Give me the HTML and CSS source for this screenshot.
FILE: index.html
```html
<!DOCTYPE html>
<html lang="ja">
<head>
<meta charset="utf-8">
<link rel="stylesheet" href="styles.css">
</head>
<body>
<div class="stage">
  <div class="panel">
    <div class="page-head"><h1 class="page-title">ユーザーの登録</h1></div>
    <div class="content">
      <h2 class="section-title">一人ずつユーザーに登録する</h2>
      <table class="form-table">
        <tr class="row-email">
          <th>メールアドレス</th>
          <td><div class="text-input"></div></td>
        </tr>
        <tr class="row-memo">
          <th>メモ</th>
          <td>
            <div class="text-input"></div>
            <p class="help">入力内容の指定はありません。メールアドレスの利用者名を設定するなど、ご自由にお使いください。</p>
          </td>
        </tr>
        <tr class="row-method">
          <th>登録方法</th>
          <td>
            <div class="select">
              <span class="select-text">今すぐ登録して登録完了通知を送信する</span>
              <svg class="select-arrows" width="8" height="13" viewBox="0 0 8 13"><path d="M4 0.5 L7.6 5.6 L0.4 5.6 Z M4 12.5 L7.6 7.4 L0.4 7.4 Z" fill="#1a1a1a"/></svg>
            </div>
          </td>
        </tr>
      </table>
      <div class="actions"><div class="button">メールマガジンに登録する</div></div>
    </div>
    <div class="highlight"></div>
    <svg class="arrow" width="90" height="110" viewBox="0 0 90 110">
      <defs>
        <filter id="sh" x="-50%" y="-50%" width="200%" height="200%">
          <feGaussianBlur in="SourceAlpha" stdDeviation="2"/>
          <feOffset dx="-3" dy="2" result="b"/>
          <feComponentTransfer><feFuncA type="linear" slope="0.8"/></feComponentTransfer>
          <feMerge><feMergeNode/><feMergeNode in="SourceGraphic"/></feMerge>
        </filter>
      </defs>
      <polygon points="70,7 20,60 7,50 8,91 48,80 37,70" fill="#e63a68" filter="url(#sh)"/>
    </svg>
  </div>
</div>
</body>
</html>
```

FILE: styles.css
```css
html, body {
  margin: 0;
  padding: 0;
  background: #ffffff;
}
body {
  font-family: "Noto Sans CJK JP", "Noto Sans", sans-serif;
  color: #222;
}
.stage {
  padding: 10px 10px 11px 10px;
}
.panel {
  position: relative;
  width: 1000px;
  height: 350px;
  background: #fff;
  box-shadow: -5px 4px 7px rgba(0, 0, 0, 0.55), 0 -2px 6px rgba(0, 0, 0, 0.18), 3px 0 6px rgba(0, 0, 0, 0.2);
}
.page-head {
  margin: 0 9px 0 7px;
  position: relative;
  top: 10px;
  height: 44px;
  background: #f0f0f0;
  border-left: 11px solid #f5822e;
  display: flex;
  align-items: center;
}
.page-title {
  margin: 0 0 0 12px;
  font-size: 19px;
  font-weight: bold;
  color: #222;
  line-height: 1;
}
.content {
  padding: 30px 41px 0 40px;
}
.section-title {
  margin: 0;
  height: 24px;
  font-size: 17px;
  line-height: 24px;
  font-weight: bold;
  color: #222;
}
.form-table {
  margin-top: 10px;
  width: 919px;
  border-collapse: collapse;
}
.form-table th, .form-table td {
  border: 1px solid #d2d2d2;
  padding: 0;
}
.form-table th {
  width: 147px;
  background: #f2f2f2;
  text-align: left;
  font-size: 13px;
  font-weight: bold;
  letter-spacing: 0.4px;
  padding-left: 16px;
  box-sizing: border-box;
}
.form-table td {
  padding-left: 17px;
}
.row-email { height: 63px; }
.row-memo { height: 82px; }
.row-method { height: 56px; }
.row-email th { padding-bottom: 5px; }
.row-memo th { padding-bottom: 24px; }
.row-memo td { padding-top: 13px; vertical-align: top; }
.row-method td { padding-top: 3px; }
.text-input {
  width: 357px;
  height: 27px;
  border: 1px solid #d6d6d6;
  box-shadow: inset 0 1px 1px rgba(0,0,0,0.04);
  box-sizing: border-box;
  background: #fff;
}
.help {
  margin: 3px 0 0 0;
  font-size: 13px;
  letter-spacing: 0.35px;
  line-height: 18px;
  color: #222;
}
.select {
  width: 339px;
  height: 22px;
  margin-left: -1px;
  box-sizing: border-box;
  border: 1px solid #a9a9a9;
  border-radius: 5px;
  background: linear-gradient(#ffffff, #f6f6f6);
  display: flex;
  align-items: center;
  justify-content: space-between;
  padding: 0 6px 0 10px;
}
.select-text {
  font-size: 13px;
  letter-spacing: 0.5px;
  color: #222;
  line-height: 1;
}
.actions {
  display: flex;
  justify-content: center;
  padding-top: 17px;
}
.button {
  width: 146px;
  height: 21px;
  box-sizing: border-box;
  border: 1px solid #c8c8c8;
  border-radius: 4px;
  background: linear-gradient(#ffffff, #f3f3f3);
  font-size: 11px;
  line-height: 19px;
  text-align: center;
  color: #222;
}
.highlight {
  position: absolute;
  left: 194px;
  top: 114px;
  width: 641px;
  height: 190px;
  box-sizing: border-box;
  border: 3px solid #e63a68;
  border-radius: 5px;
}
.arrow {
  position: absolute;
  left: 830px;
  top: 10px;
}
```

____________________

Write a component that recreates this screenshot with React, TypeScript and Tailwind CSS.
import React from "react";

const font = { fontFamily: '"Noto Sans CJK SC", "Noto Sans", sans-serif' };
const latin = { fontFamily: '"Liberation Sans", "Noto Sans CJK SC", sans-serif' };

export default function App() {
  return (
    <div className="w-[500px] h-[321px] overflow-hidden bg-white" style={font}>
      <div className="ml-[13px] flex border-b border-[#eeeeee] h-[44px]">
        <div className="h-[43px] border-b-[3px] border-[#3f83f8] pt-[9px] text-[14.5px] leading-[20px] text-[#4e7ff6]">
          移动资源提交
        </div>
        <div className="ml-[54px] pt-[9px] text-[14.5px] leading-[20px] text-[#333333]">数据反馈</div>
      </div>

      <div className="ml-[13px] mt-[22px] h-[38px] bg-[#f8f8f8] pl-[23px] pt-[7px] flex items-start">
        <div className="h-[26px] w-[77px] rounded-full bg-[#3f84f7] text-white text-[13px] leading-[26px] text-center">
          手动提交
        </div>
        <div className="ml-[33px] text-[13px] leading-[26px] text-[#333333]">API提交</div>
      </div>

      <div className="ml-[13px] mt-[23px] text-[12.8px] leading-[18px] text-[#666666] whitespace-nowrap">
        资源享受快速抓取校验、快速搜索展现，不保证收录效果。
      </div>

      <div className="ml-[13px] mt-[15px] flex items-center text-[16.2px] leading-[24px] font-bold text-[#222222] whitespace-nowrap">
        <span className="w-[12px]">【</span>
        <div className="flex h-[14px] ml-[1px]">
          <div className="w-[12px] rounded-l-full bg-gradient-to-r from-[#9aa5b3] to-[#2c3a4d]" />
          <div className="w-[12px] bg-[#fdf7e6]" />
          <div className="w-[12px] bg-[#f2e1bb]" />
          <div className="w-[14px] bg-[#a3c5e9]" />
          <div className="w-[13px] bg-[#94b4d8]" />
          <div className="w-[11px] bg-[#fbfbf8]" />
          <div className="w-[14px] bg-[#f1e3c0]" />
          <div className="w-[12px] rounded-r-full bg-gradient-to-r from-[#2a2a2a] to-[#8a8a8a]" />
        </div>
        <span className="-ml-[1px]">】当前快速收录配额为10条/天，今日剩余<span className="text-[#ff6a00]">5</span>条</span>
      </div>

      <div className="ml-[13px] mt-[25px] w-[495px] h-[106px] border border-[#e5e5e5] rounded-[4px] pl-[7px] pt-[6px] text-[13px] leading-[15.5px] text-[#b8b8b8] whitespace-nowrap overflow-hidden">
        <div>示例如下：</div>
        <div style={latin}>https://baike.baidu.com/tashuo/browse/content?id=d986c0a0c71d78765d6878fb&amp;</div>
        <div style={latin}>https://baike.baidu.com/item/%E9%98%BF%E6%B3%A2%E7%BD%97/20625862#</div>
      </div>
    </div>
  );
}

____________________

*WRITTEN INSTRUCTION*: Copy each line above containing the string "screenshot".

*OUTPUT BELOW*:
Give me the HTML and CSS source for this screenshot.
Write a component that recreates this screenshot with React, TypeScript and Tailwind CSS.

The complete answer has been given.